A tentativa de se criar mais uma assinatura, tem sido um fracasso pra boa parte de quem tentou. A perda de assinantes de conteúdos em texto tem caído drasticamente, salvo poucos exemplos de sucesso, como o jornal New York Times e algumas newsletter do Substack. O motivo é simples, as assinaturas de conteúdos mais densos e jornalísticos estão competindo diretamente com as assinaturas de entretenimento, os streamings da vida, que tem um papel fundamental pra gente desligar da nossa realidade dura, essa do mundo das hard news. Outro agravante é que, no fim, quem pode pagar por isso? Certamente, pra maioria das pessoas, seu consumo de conteúdos vai passar por plataformas que ainda o disponibilize gratuitamente.


Virada digital e inteligente

Mas então, como é que um jornal, por exemplo, pode ganhar dinheiro em 2024? Eu já dei spoiler! O NYT é a grande referência, mas quem tenta imitar o modelo, fracassa, justamente porque ele não é replicável e escalável. Quem hoje pode gozar de mais de dez milhões de assinantes, como eles? Outras plataformas criadas ajudam? Sim. Eles possuem app de receitas, jogos, site de reviews de produtos. Enfim, não dá pra todo mundo fazer o mesmo, é chover no molhado.


E como criar novas rotas para achar o público pagante? Esse é o desafio.


O caso da CNN (a americana mesmo) é emblemático. Após uma queda drástica na sua receita, trocou o CEO ano passado. Mark Thompson terá como principal objetivo reverter esse quadro, e certamente não será “criar mais uma assinatura”. Estamos no momento perfeito para explorar novas formas de se relacionar mais diretamente com quem pode pagar, além de novos modelos de uso. E eu realmente acredito que esse novo modelo não deve passar por redes sociais, afinal, elas mesmas estão chegando no seu limite (cenas dos próximos capítulos, ou melhor, textos!).

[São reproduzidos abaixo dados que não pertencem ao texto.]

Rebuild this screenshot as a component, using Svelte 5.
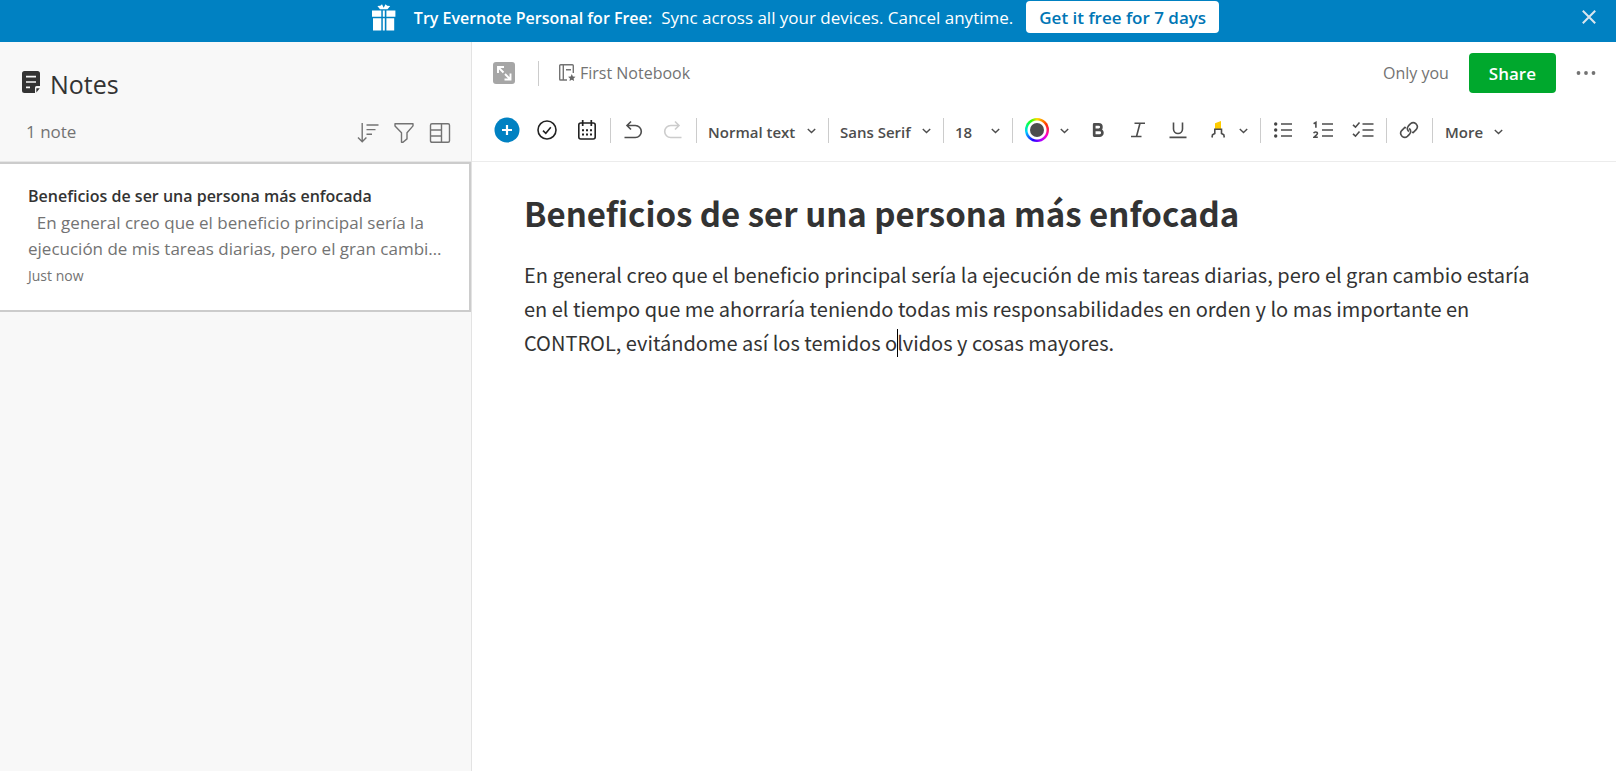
<script lang="ts">
  let notebook = 'First Notebook';
  let title = 'Beneficios de ser una persona más enfocada';
  let excerpt =
    '\u00a0 En general creo que el beneficio principal sería la ejecución de mis tareas diarias, pero el gran cambi…';
</script>

{#snippet caret()}
  <svg class="caret" width="9" height="6" viewBox="0 0 9 6" aria-hidden="true">
    <path d="M.8 1l3.7 3.6L8.2 1" fill="none" stroke="currentColor" stroke-width="1.4" />
  </svg>
{/snippet}

<div class="app">
  <aside class="banner">
    <div class="offer">
      <svg width="24" height="28" viewBox="0 0 24 28" fill="#fff" aria-hidden="true">
        <path d="M0 7.500h9.300v6.300H0zM10.800 7.500h2v6.300h-2zM14.400 7.500h9v6.300h-9zM1 15.300h8.300V27.500H1zM10.800 15.300h2V27.500h-2zM14.400 15.300h7.800V27.500h-7.800z" />
        <path d="M11.700 4.800L10 1.200 8.300 2.800 5.400 3.100 8 6.300h7.500l2.700-3.200-3-.3-1.700-1.600z" />
      </svg>
      <p><strong>Try Evernote Personal for Free:</strong><span>Sync across all your devices. Cancel anytime.</span></p>
      <button class="trial">Get it free for 7 days</button>
    </div>
    <button class="close" aria-label="Close">
      <svg width="14" height="14" viewBox="0 0 14 14"><path d="M.8.8l12.400 12.400M13.200.8L.8 13.200" stroke="currentColor" stroke-width="2" /></svg>
    </button>
  </aside>

  <div class="columns">
    <section class="sidebar">
      <header>
        <h2>
          <svg width="18" height="22" viewBox="0 0 18 22" aria-hidden="true">
            <path d="M2.500 0h13A2.500 2.500 0 0 1 18 2.500V15h-3.500a1.500 1.500 0 0 0-1.500 1.500V22H2.500A2.500 2.500 0 0 1 0 19.500v-17A2.500 2.500 0 0 1 2.500 0z" fill="#333" />
            <path d="M4 5.700h10M4 11h10M4 16.300h4" stroke="#f8f8f8" stroke-width="1.700" />
            <path d="M14.300 21.500v-4.300h3.500z" fill="#333" />
          </svg>
          Notes
        </h2>
        <div class="summary">
          <span>1 note</span>
          <button aria-label="Sort">
            <svg width="22" height="22" viewBox="0 0 22 22"><path d="M5.200 1v18.500M1 15.500l4.200 4.300 4.200-4.300M9.500 3h12M9.500 7.600h9M9.500 12.300h5.500" /></svg>
          </button>
          <button aria-label="Filter">
            <svg width="22" height="22" viewBox="0 0 22 22"><path d="M2 1.700h18v2.200l-6 6.800v6.200l-4 3.400h-1.500v-9.600L2 3.900z" stroke-linejoin="round" /></svg>
          </button>
          <button aria-label="View options">
            <svg width="22" height="22" viewBox="0 0 22 22"><path d="M3 1.700h16q1.500 0 1.500 1.500v15.600q0 1.500-1.500 1.500H3q-1.500 0-1.500-1.500V3.200Q1.500 1.700 3 1.700zM12.500 1.700v18.600M1.500 8h11M1.500 14h11" /></svg>
          </button>
        </div>
      </header>
      <article class="card">
        <h3>{title}</h3>
        <p>{excerpt}</p>
        <time>Just now</time>
      </article>
    </section>

    <main class="editor">
      <header class="note-header">
        <button class="expand" aria-label="Expand note">
          <svg width="22" height="22" viewBox="0 0 22 22">
            <rect width="22" height="22" rx="3" fill="#a6a6a6" />
            <path d="M5 11V5h6M5 5l5.500 5.500M17.500 11.500v6h-6M17.500 17.500L12 12" fill="none" stroke="#fff" stroke-width="1.900" />
          </svg>
        </button>
        <i class="sep"></i>
        <button class="notebook">
          <svg width="17" height="18" viewBox="0 0 17 18" aria-hidden="true">
            <path d="M8 16H1.500q-.8 0-.8-.8V1.700q0-1 1-1h11.600q1 0 1 1V9M4.300.8V16M7 5.800h5" fill="none" stroke="#737373" stroke-width="1.400" />
            <path d="M12.800 10l1.100 2.400 2.600.3-1.900 1.800.5 2.600-2.300-1.300-2.300 1.300.5-2.600-1.900-1.800 2.600-.3z" fill="#666" />
          </svg>
          {notebook}
        </button>
        <span class="access">Only you</span>
        <button class="share">Share</button>
        <button class="dots" aria-label="More actions">
          <svg width="20" height="4" viewBox="0 0 20 4" fill="#737373"><circle cx="2.500" cy="2" r="1.900" /><circle cx="10" cy="2" r="1.900" /><circle cx="17.500" cy="2" r="1.900" /></svg>
        </button>
      </header>

      <div class="toolbar" role="toolbar" aria-label="Formatting">
        <button class="tool" aria-label="Insert">
          <svg width="26" height="26" viewBox="0 0 26 26"><circle cx="13" cy="13" r="12.500" fill="#0081c2" stroke="none" /><path d="M13 8v10M8 13h10" stroke="#fff" stroke-width="2.200" /></svg>
        </button>
        <button class="tool dark" aria-label="Task">
          <svg width="20" height="20" viewBox="0 0 20 20"><circle cx="10" cy="10" r="9" /><path d="M6 10.600l2.800 2.700 5-6" /></svg>
        </button>
        <button class="tool dark" aria-label="Calendar event">
          <svg width="18" height="20" viewBox="0 0 18 20"><rect x=".8" y="3" width="16.400" height="16" rx="2" /><path d="M4.700 0v6M13.300 0v6" stroke-width="1.700" /><path d="M4 10.300h2M8 10.300h2M12 10.300h2M4 14.500h2M8 14.500h2M12 14.500h2" stroke-width="2" /></svg>
        </button>
        <i class="sep"></i>
        <button class="tool" aria-label="Undo">
          <svg width="20" height="20" viewBox="0 0 20 20"><path d="M1.500 17.500h10.800a6 6 0 0 0 0-12H4.200M8 1.500l-4 4 4 4" /></svg>
        </button>
        <button class="tool" aria-label="Redo" disabled>
          <svg width="20" height="20" viewBox="0 0 20 20"><path d="M18.500 17.500H7.700a6 6 0 0 1 0-12h8.100M12 1.500l4 4-4 4" /></svg>
        </button>
        <i class="sep"></i>
        <label class="pick style"><select aria-label="Text style"><option>Normal text</option></select>{@render caret()}</label>
        <i class="sep"></i>
        <label class="pick family"><select aria-label="Font family"><option>Sans Serif</option></select>{@render caret()}</label>
        <i class="sep"></i>
        <label class="pick size"><select aria-label="Font size"><option>18</option></select>{@render caret()}</label>
        <i class="sep"></i>
        <button class="split" aria-label="Text color"><span class="wheel"><span></span></span>{@render caret()}</button>
        <button class="tool" aria-label="Bold">
          <svg width="20" height="20" viewBox="0 0 20 20"><path d="M6.200 4.400h4.500a2.700 2.700 0 0 1 0 5.400H6.200zM6.200 9.800h5.300a2.900 2.900 0 0 1 0 5.800H6.200z" stroke-width="2.700" stroke-linejoin="round" /></svg>
        </button>
        <button class="tool" aria-label="Italic">
          <svg width="20" height="20" viewBox="0 0 20 20"><path d="M6.500 3.300h10.500M12 3.300L8.500 16.500M3 16.500h10.500" /></svg>
        </button>
        <button class="tool" aria-label="Underline">
          <svg width="20" height="20" viewBox="0 0 20 20"><path d="M5.500 2.500v6.500a4.500 4.500 0 0 0 9 0V2.500M1.500 17.400h17" /></svg>
        </button>
        <button class="split mark" aria-label="Highlight">
          <svg width="20" height="20" viewBox="0 0 20 20"><path d="M7 3.300L13 1v8H7z" fill="#fc0" stroke="none" /><path d="M4 17.500l.5-2.700 2.300-1.300V9.300h6.700v4.200l2.300 1.300.5 2.700" /></svg>{@render caret()}
        </button>
        <i class="sep"></i>
        <button class="tool" aria-label="Bulleted list">
          <svg width="20" height="20" viewBox="0 0 20 20"><path d="M8 4h11M8 10h11M8 16h11" /><g fill="#444" stroke="none"><circle cx="2.700" cy="4" r="1.700" /><circle cx="2.700" cy="10" r="1.700" /><circle cx="2.700" cy="16" r="1.700" /></g></svg>
        </button>
        <button class="tool" aria-label="Numbered list">
          <svg width="20" height="20" viewBox="0 0 20 20"><path d="M9 4h11M9 10h11M9 16h11M.6 3.700l2.300-1.400v5.500M.7 13.200q.5-1.200 1.800-1.200 2 0 1.900 1.600 0 1-3.600 3.700h4" /></svg>
        </button>
        <button class="tool" aria-label="Checklist">
          <svg width="22" height="20" viewBox="0 0 22 20"><path d="M10.500 4H21.500M10.500 10H21.500M10.500 16H21.500M1 4.800l2.500 2.400 4-4.700M1 13.800l2.500 2.400 4-4.700" /></svg>
        </button>
        <i class="sep"></i>
        <button class="tool" aria-label="Link">
          <svg width="20" height="20" viewBox="0 0 20 20"><path d="M7 7.800L5.800 7.500 2.700 10.600a4 4 0 0 0 0 5.200l.5.500a4 4 0 0 0 5.200 0l2.200-2.200q2.400-3-.4-5.700M13 12.200l1.200.3 3.100-3.100a4 4 0 0 0 0-5.200l-.5-.5a4 4 0 0 0-5.200 0L9.400 5.900q-2.400 3 .4 5.700" /></svg>
        </button>
        <i class="sep"></i>
        <button class="more">More {@render caret()}</button>
      </div>

      <div class="content">
        <h1>{title}</h1>
        <p>
          En general creo que el beneficio principal sería la ejecución de mis tareas diarias, pero el gran cambio estaría
          en el tiempo que me ahorraría teniendo todas mis responsabilidades en orden y lo mas importante en CONTROL,
          evitándome así los temidos o<span class="cursor"></span>lvidos y cosas mayores.
        </p>
      </div>
    </main>
  </div>
</div>

<style>
  :global(body) { margin: 0; }
  .app {
    display: flex;
    flex-direction: column;
    min-height: 100vh;
    font-family: "Open Sans", "Noto Sans", sans-serif;
    font-size: 16px;
    color: #333;
    background: #fff;
  }
  h1, h2, h3, p { margin: 0; }
  button, select { font: inherit; color: inherit; background: none; border: 0; padding: 0; }
  button { display: flex; align-items: center; justify-content: center; cursor: pointer; }
  svg { display: block; flex: none; }

  .banner { display: flex; align-items: flex-start; box-sizing: border-box; height: 42px; padding: 1px 20px 0 9px; background: #0081c2; color: #fff; }
  .offer { display: flex; flex: 1; align-items: center; justify-content: center; height: 32px; font-size: 17px; white-space: nowrap; }
  .offer p { margin: 0 13px 0 18px; }
  .offer strong { margin-right: 9px; font-size: 16px; font-weight: 600; }
  .trial { height: 32px; padding: 0 13px; border-radius: 4px; background: #fff; color: #0076b5; font-weight: 600; }
  .close { height: 32px; color: #d9e6ee; }

  .columns { display: flex; flex: 1; }
  .sidebar { flex: none; box-sizing: border-box; width: 472px; border-right: 1px solid #e3e3e3; background: #f8f8f8; }
  .sidebar header { padding: 22px 20px 0 22px; border-bottom: 1px solid #e6e6e6; }
  h2 { display: flex; align-items: center; gap: 10px; height: 40px; font-size: 25px; font-weight: 400; line-height: 40px; }
  h2 svg { margin-bottom: 4px; }
  .summary { display: flex; align-items: center; gap: 14px; height: 57px; padding-left: 4px; color: #737373; }
  .summary span { flex: 1; padding-bottom: 2px; font-size: 17px; }
  .summary svg { fill: none; stroke: #737373; stroke-width: 1.4; }
  .card { padding: 19px 26px 20px 28px; border: 2px solid #ccc; border-left: 0; background: #fff; }
  .card h3 { font-size: 16px; font-weight: 600; line-height: 27px; white-space: nowrap; }
  .card p { font-size: 17px; line-height: 26px; color: #737373; }
  .card time { display: block; font-size: 14px; line-height: 28px; color: #737373; }

  .editor { flex: 1; min-width: 0; }
  .note-header { display: flex; align-items: center; height: 62px; padding: 0 20px 0 21px; color: #737373; }
  .sep { flex: none; width: 1px; height: 25px; margin: 0 2px 0 3px; background: #ccc; }
  .note-header .sep { margin: 0 20px 0 23px; }
  .notebook { gap: 4px; }
  .access { margin-left: auto; }
  .share { height: 40px; margin: 0 20px; padding: 0 20px; border-radius: 4px; background: #00a82d; color: #fff; font-size: 17px; font-weight: 600; }

  .toolbar { display: flex; align-items: center; height: 52px; padding: 0 15px 5px; border-bottom: 1px solid #ececec; color: #4d4d4d; font-size: 15px; font-weight: 600; }
  .toolbar svg { fill: none; stroke: #4d4d4d; stroke-width: 1.6; }
  .tool { width: 40px; height: 40px; }
  .toolbar .dark svg { stroke: #222; }
  .toolbar .tool:disabled svg { stroke: #ccc; }
  .pick { display: grid; grid-template-columns: 1fr 9px; align-items: center; height: 40px; }
  .pick select { grid-area: 1 / 1 / 2 / 3; appearance: none; padding: 4px 0 0 9px; height: 40px; }
  .pick .caret { grid-area: 1 / 2; margin: 2px 0 0 -9px; pointer-events: none; }
  .style { width: 126px; }
  .family { width: 109px; }
  .size { width: 63px; }
  .split { gap: 11px; width: 63px; height: 40px; }
  .split .caret { margin-top: 2px; }
  .mark { width: 59px; }
  .wheel {
    display: grid;
    place-items: center;
    width: 24px;
    height: 24px;
    border-radius: 50%;
    background: radial-gradient(circle, #fff 9px, transparent 10px), conic-gradient(#fd0, #f30 60deg, #f0c 120deg, #a0f 160deg, #20f 200deg, #0cf 260deg, #0f6 300deg, #3f0 330deg, #fd0);
  }
  .wheel span { width: 14px; height: 14px; border-radius: 50%; background: #4d4d4d; }
  .more { gap: 11px; height: 40px; padding: 4px 10px 0; }

  .content { padding: 25px 60px 40px 52px; font-family: "Noto Sans CJK SC", sans-serif; }
  h1 { font-size: 33px; font-weight: 700; line-height: 52px; }
  .content p { margin-top: 19px; font-size: 20px; line-height: 34px; }
  .cursor { position: relative; }
  .cursor::after { content: ""; position: absolute; top: 1px; left: 0; width: 1px; height: 28px; background: #000; }
</style>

Essa virada terá como base a IA, que irá redefinir quem pagar. No fim, acho que vai sobrar para nós diretamente, afinal modelos baseados em anúncios e toda a publicidade, também estão quase encontrando seu limite.

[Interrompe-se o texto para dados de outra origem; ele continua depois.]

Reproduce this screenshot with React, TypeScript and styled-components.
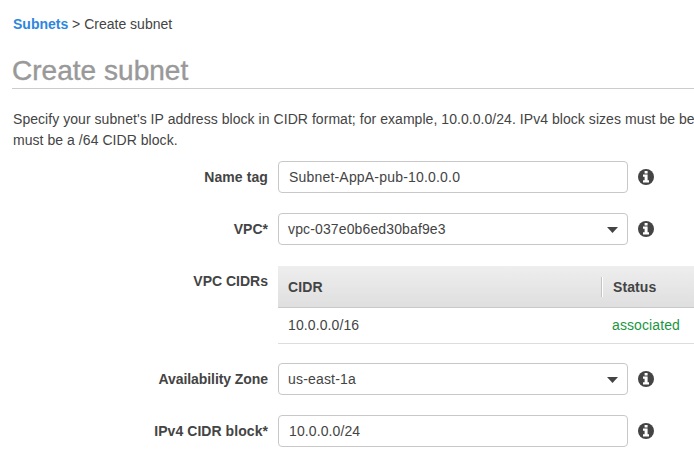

Apesar da IA, vamos continuar precisando de pessoas produzindo conteúdos previamente. A GenAI vai ajudar na produção de muita coisa e vai conseguir ser original, mesmo que a partir de tudo que foi usado para o seu treinamento. Mas sempre dependeremos do ser humano. Essa união é potente, não restam dúvidas. Nós nunca seremos capazes de dar conta de todo o conteúdo da internet como uma IA, e acho que, pelo menos nos próximos anos, uma IA não será capaz de “dar um furo”, fazer apurações na fonte e conseguir informações valiosas. Precisamos de menos pessoas, mas ainda precisaremos delas.


Outro ponto é que, pelo menos por enquanto, o suprassumo da criatividade ainda vem da loucura das nossas sinapses e da criação de novos circuitos neurais. Já temos a computação sendo feita em neurônios humanos vivos, que tem sido chamado de “Organoid Intelligence” pelo professor David Gracias, do Departamento de Química e Engenharia Biomolecular da Universidade de Johns Hopkins. Mas pra ser criativo como nós, ainda vai tempo. O que fica pra gente é que quando o silício encontra o carbono, o potencial é absurdo em todos os sentidos, de redução de energia ao aumento da capacidade de processamento, mas também surgirão uma série de perigos inimagináveis por hora. Eu só acho que o futuro, próximo, será sensacional, e por isso, dá medo.